Recall what was said above about the “social justice” mindset. Even if “white culture” (mind, as referenced in the Washington Post article above, there is no “white culture” if the attacks are made about whites in general, merely an accumulation of separate white cultures) is fundamentally oppressive, individual white people within it are not automatically representative of it… yet her tweets promote that viewpoint in the most simplistic, hateful way.
None of this excuses the attacks that have come her way which triggered many of her responses. It also doesn’t excuse the Republican political columnists and pundits who have carefully excised all of the comments to which she was responding, although one can see from many of the stories, like the one in the Washington Times, above, how most of the tweets were posted “in response to”. It is reasonable to ask what the comments were to which she was responding.
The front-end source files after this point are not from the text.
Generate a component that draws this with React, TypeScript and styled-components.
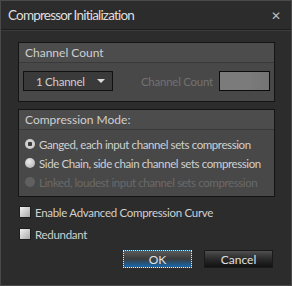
import styled, { createGlobalStyle } from "styled-components";

const Global = createGlobalStyle`
    html, body { margin: 0; padding: 0; background: #2b2b2b; }
    body { font-family: Lato, "Noto Sans", sans-serif; }
`;

const Window = styled.div`
    width: 292px;
    height: 286px;
    box-sizing: border-box;
    background: #2c2c2c;
    border: 1px solid #4a4a4a;
    display: flex;
    flex-direction: column;
`;

const TitleBar = styled.div`
    height: 28px;
    display: flex;
    align-items: center;
    justify-content: space-between;
    padding: 0 8px 0 7px;
    border-bottom: 1px solid #1c1c1c;
    box-shadow: 0 1px 0 #3c3c3c;
`;

const Title = styled.div`
    font-size: 13.5px;
    letter-spacing: -0.8px;
    color: #dedede;
`;

const Close = styled.div`
    font-size: 12px;
    color: #bdbdbd;
    width: 14px;
    text-align: center;
`;

const Body = styled.div`
    padding: 12px 16px 0 17px;
    display: flex;
    flex-direction: column;
`;

const Group = styled.div<{ mt?: number }>`
    border: 1px solid #141414;
    background: #484848;
    margin-top: ${(p) => p.mt ?? 0}px;
`;

const GroupHeader = styled.div`
    height: 19px;
    padding-left: 6px;
    display: flex;
    align-items: center;
    font-size: 12px;
    color: #cfcfcf;
    background: #4c4c4c;
    border-bottom: 1px solid #3a3a3a;
    white-space: nowrap;
`;

const ChannelRow = styled.div`
    display: flex;
    align-items: center;
    padding: 8px 4px 10px 4px;
`;

const Select = styled.div`
    width: 90px;
    height: 20px;
    box-sizing: border-box;
    border: 1px solid #111;
    background: #3a3a3a;
    display: flex;
    align-items: center;
    justify-content: space-between;
    padding: 0 7px 0 12px;
    font-size: 11.5px;
    letter-spacing: -0.25px;
    color: #d0d0d0;
    white-space: nowrap;
`;

const Arrow = styled.span`
    width: 0;
    height: 0;
    border-left: 4px solid transparent;
    border-right: 4px solid transparent;
    border-top: 4px solid #dcdcdc;
`;

const DisabledLabel = styled.div`
    margin-left: auto;
    margin-right: 6px;
    font-size: 11.5px;
    letter-spacing: -0.25px;
    color: #727272;
    white-space: nowrap;
`;

const CountBox = styled.div`
    width: 51px;
    height: 20px;
    box-sizing: border-box;
    border: 1px solid #0c0c0c;
    background: linear-gradient(90deg, #7b7b7b 60%, #747474);
`;

const RadioList = styled.div`
    display: flex;
    flex-direction: column;
    gap: 3px;
    padding: 6px 0 6px 6px;
`;

const RadioRow = styled.label<{ disabled?: boolean }>`
    display: flex;
    align-items: center;
    gap: 4px;
    height: 16px;
    font-size: 11.5px;
    letter-spacing: -0.4px;
    white-space: nowrap;
    color: ${(p) => (p.disabled ? "#6a6a6a" : "#d0d0d0")};
`;

const RadioDot = styled.span<{ checked?: boolean; disabled?: boolean }>`
    flex: none;
    width: 10px;
    height: 10px;
    border-radius: 50%;
    box-sizing: border-box;
    background: ${(p) =>
        p.disabled
            ? "#606060"
            : p.checked
            ? "radial-gradient(circle, #3a3a3a 0 2px, #cfcfcf 2.5px)"
            : "radial-gradient(circle at 40% 35%, #ececec, #a9a9a9)"};
`;

const Checks = styled.div`
    display: flex;
    flex-direction: column;
    gap: 6px;
    margin-top: 7px;
    padding-left: 1px;
`;

const CheckRow = styled.label`
    display: flex;
    align-items: center;
    gap: 4px;
    height: 16px;
    font-size: 11.5px;
    letter-spacing: -0.3px;
    color: #d0d0d0;
    white-space: nowrap;
`;

const CheckBox = styled.span`
    flex: none;
    width: 10px;
    height: 10px;
    background: linear-gradient(135deg, #f2f2f2, #a8a8a8);
    border: 1px solid #1e1e1e;
`;

const Buttons = styled.div`
    display: flex;
    justify-content: flex-end;
    gap: 12px;
    margin-top: 8px;
    padding-right: 2px;
`;

const Button = styled.div<{ primary?: boolean }>`
    width: 69px;
    height: 18px;
    box-sizing: border-box;
    display: flex;
    align-items: center;
    justify-content: center;
    font-size: 12px;
    color: #e0e0e0;
    background: ${(p) =>
        p.primary
            ? "linear-gradient(#5a5a5a, #3b3b3b 50%, #1668b0 100%)"
            : "linear-gradient(#4f4f4f, #2a2a2a 50%, #111 100%)"};
    border: ${(p) => (p.primary ? "1px dotted #e8e8e8" : "1px solid #1a1a1a")};
`;

function App() {
    return (
        <>
            <Global />
            <Window>
                <TitleBar>
                    <Title>Compressor Initialization</Title>
                    <Close>✕</Close>
                </TitleBar>
                <Body>
                    <Group>
                        <GroupHeader>Channel Count</GroupHeader>
                        <ChannelRow>
                            <Select>
                                1 Channel
                                <Arrow />
                            </Select>
                            <DisabledLabel>Channel Count</DisabledLabel>
                            <CountBox />
                        </ChannelRow>
                    </Group>
                    <Group mt={7}>
                        <GroupHeader>Compression Mode:</GroupHeader>
                        <RadioList>
                            <RadioRow>
                                <RadioDot checked />
                                Ganged, each input channel sets compression
                            </RadioRow>
                            <RadioRow>
                                <RadioDot />
                                Side Chain, side chain channel sets compression
                            </RadioRow>
                            <RadioRow disabled>
                                <RadioDot disabled />
                                Linked, loudest input channel sets compression
                            </RadioRow>
                        </RadioList>
                    </Group>
                    <Checks>
                        <CheckRow>
                            <CheckBox />
                            Enable Advanced Compression Curve
                        </CheckRow>
                        <CheckRow>
                            <CheckBox />
                            Redundant
                        </CheckRow>
                    </Checks>
                    <Buttons>
                        <Button primary>OK</Button>
                        <Button>Cancel</Button>
                    </Buttons>
                </Body>
            </Window>
        </>
    );
}

export default App;
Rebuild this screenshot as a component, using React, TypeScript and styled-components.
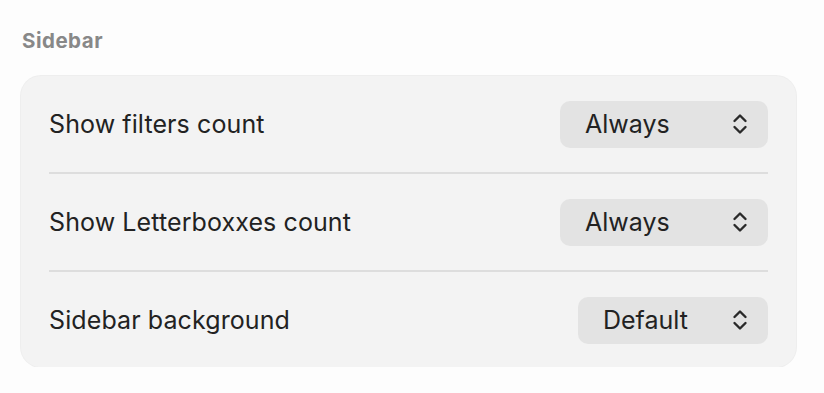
import styled, { createGlobalStyle } from 'styled-components'

const GlobalStyle = createGlobalStyle`
    html, body {
        margin: 0;
        padding: 0;
        background: #fdfdfd;
        font-family: Inter, "Noto Sans", "Liberation Sans", sans-serif;
        -webkit-font-smoothing: antialiased;
    }
`

const Page = styled.div({
    padding: '28px 28px 0 21px',
    width: '824px',
    boxSizing: 'border-box',
})

const SectionTitle = styled.h2({
    margin: '0 0 22px 1px',
    fontSize: '20.5px',
    fontWeight: 700,
    lineHeight: '26px',
    letterSpacing: '0.5px',
    color: '#888888',
})

const Card = styled.div({
    background: '#f3f3f3',
    borderRadius: '20px',
    padding: '0 28px',
    boxShadow: '0 0 0 1px #eeeeee',
})

const Row = styled.div<{ $divider?: boolean }>(({ $divider }) => ({
    display: 'flex',
    alignItems: 'center',
    justifyContent: 'space-between',
    height: '96px',
    borderTop: $divider ? '2px solid #dddddd' : 'none',
    '&:last-child': {
        height: '94px',
        paddingTop: '1px',
    },
}))

const Label = styled.span({
    fontSize: '25px',
    color: '#222222',
    letterSpacing: '0.1px',
})

const PopupButton = styled.button<{ $width: number }>(({ $width }) => ({
    display: 'flex',
    alignItems: 'center',
    justifyContent: 'space-between',
    width: `${$width}px`,
    height: '47px',
    padding: '0 20px 0 25px',
    boxSizing: 'border-box',
    border: 'none',
    borderRadius: '10px',
    background: '#e3e3e3',
    fontFamily: 'inherit',
    fontSize: '25px',
    color: '#222222',
    cursor: 'pointer',
}))

const Chevrons = () => (
    <svg width="16" height="24" viewBox="0 0 16 24" fill="none">
        <path d="M2.5 9 L8 3.5 L13.5 9" stroke="#2a2a2a" strokeWidth="2.4" strokeLinecap="round" strokeLinejoin="round" />
        <path d="M2.5 15 L8 20.5 L13.5 15" stroke="#2a2a2a" strokeWidth="2.4" strokeLinecap="round" strokeLinejoin="round" />
    </svg>
)

const settings = [
    { label: 'Show filters count', value: 'Always', width: 208 },
    { label: 'Show Letterboxxes count', value: 'Always', width: 208 },
    { label: 'Sidebar background', value: 'Default', width: 190 },
]

const App = () => {
    return (
        <>
            <GlobalStyle />
            <Page>
                <SectionTitle>Sidebar</SectionTitle>
                <Card>
                    {settings.map((s, i) => (
                        <Row key={s.label} $divider={i > 0}>
                            <Label>{s.label}</Label>
                            <PopupButton $width={s.width}>
                                <span>{s.value}</span>
                                <Chevrons />
                            </PopupButton>
                        </Row>
                    ))}
                </Card>
            </Page>
        </>
    )
}

export default App
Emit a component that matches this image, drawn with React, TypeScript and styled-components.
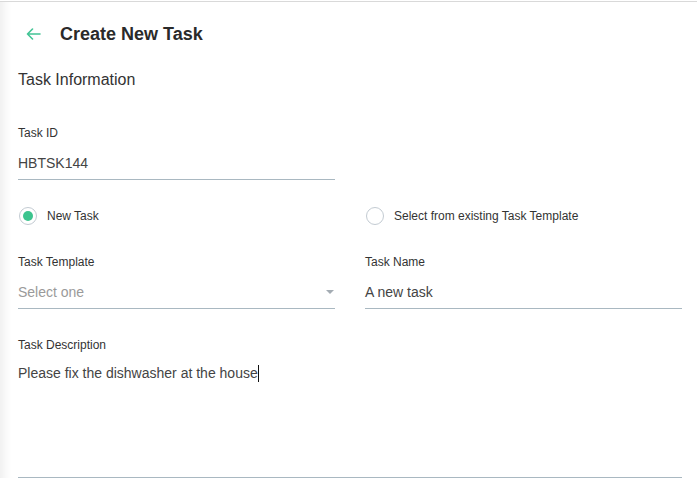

The context is important, because when you see someone being attacked with slurs, their response using abusive language is seen as more understandable. Still wrong, but less likely to induce outrage. Removing the context also gives her supporters the chance to fraudulently present all of her statements as reactive, because some of them are.
At least, you can see the lack of context in some of the stories. Media sources that aren’t traditionally Republican have been covering it differently, like the BBC and the LA Times. In those, the controversy is addressed, but her tweets are not presented at all.
The tweets are important, because if it is just kept as “alleged racist tweets” the reader is missing out on the joyful vitriol of “F** white women” and images of police getting violently beaten. Jeong’s racist and abusive nature is being, well, whitewashed.
Not only is Jeong not being fairly presented by most in the media, but her story is being used to further the cultural divide.